The fuel excise obviously taxed larger vehicles more over the same distance. It totally makes sense to have weight classes.

Oh, and Australia needs a "kei" class, dammit. Nobody's second car has any business being bigger than that.

[–] sqgl@sh.itjust.works 3 points 8 hours ago (1 children)
[–] pHr34kY@lemmy.world 3 points 6 hours ago* (last edited 5 hours ago)

Yep. This is why I think my 900kg hatchback should cost less to register than a 2500kg roadblimp ute.

I don't think a quartic tax will scale too well because the impact of a vehicle isn't just its wear on the road.

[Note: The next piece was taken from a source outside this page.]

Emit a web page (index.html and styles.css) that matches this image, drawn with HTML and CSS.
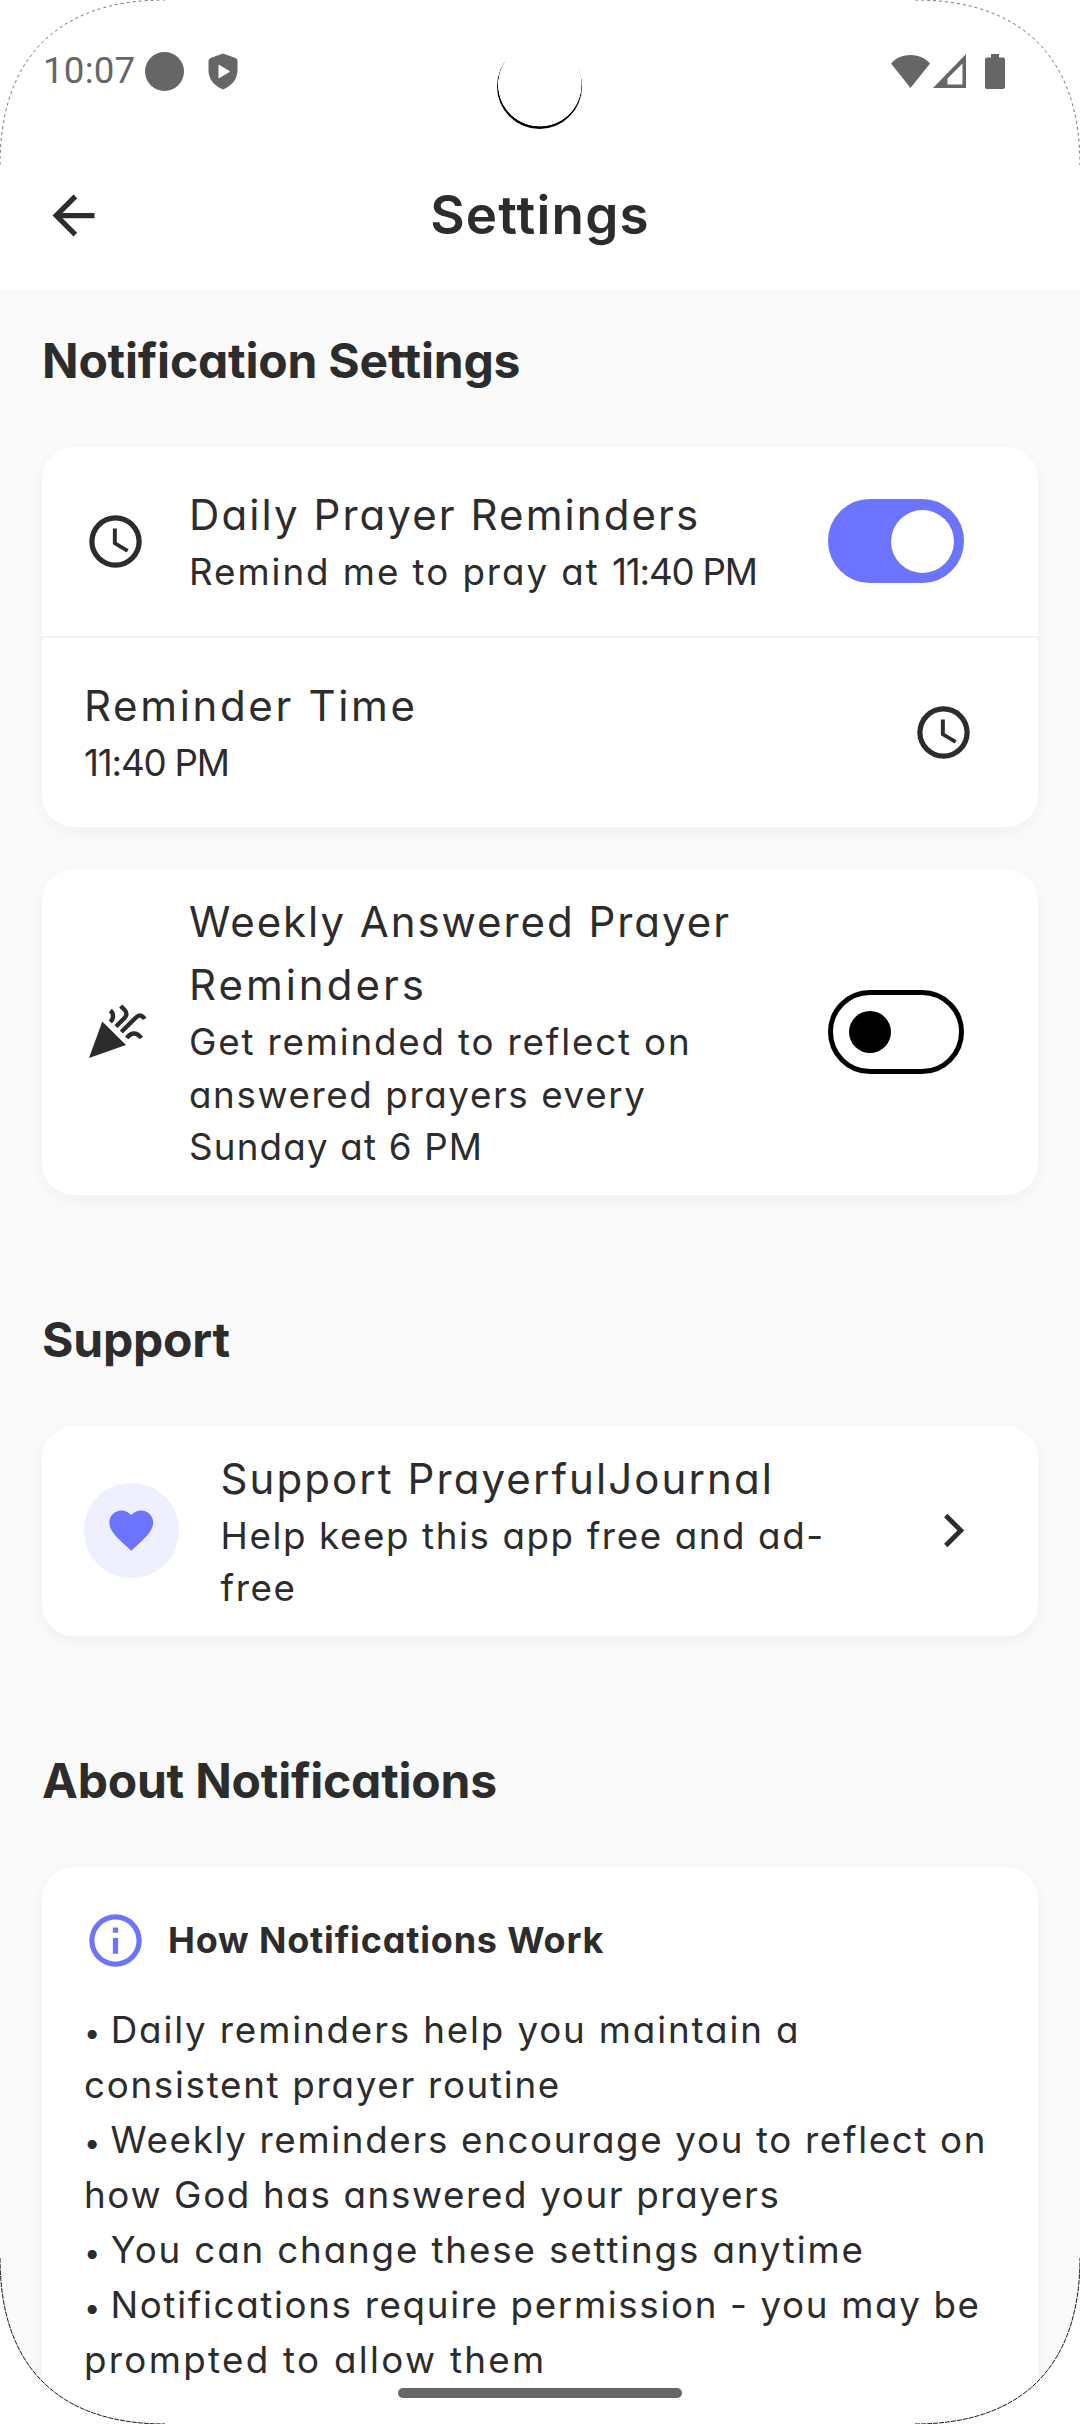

However larger cars burn more fuel and release more particulates such as brake dust and microplastics from tyre wear. Backstreets that once could park on both sides without impeding flow are now reduced to a single lane. Turning lanes will now only hold 4 cars instead of 6, and less cars get through per green. They bring more kinetic energy into a collision, and are not as manouverable. They're less safe to have around by every measure.

If the TAC processed their road stats properly, they'd realise that a kei car won't kill anyone. People in kei cars will still get killed, but that's a misattributed stat that should go towards the vehicle that brought the most weight into the collision.

A fair tax would need to be based on size, weight and emissions. They all matter independently.